Daniel takes absolute authority when he manipulates the Stephen's daughter to be his own because she gets hit by her father; he audaciously causes this scene right in front of the father.
How can one even speak of the beauty in the transition from daylight to the oil tower going up in flames with black smoke, transitioning this methodical scene into total darkness as the music carries us scene to scene? Anderson harkens to a Kubrick style of filmmaking - we sense the darkness in what humanity will endure for profit. A dark light hanging over Eli exemplifies this idea, and it speaks volumes. Or in his use of music, exemplified by a single string note playing over HW going deaf, Daniel trying to speak to him to no avail. And then Daniel's evil completes itself, perhaps too soon, when he abandons HW for being deaf and useless.
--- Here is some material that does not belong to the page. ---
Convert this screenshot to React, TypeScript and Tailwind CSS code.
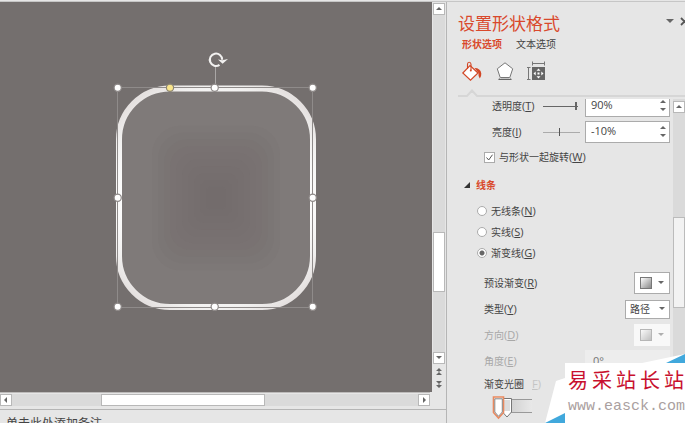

What lengths will Daniel Plainview go to? For the sake of good business ties to the town, he sincerely humiliates himself amongst the congregation, allowing Eli to baptize him. The comedy is so outlandish and absurd, yet truthful, again impressing the lengths men will go to for profit.
HW makes a surprise return two hours into the film, and like HW, we haven't forgive Daniel, yet we see him trying. We know why Daniel has brought HW back, and it's merely for his reputation. There's no love emitting from this cold man. How much madder does it get? He eventually tells HW the truth of his existence, revealing his shitty plan, degrading HW into absolute nothingness, a "bastard from a basket" who he used for his own image. This is about as purely rotten and soulless as it gets. The film delivers its expectation to take us from most cruel to most cruelest.
What I love most about this film is that I can never really say where it's going. Traveling through time to 1927, we see Daniel's upscale mansion, living amongst spoils and hoarding, sloppy, disorganized madness. It ends on an awkward yet poignant note, and it's all we need to wrap up the experience.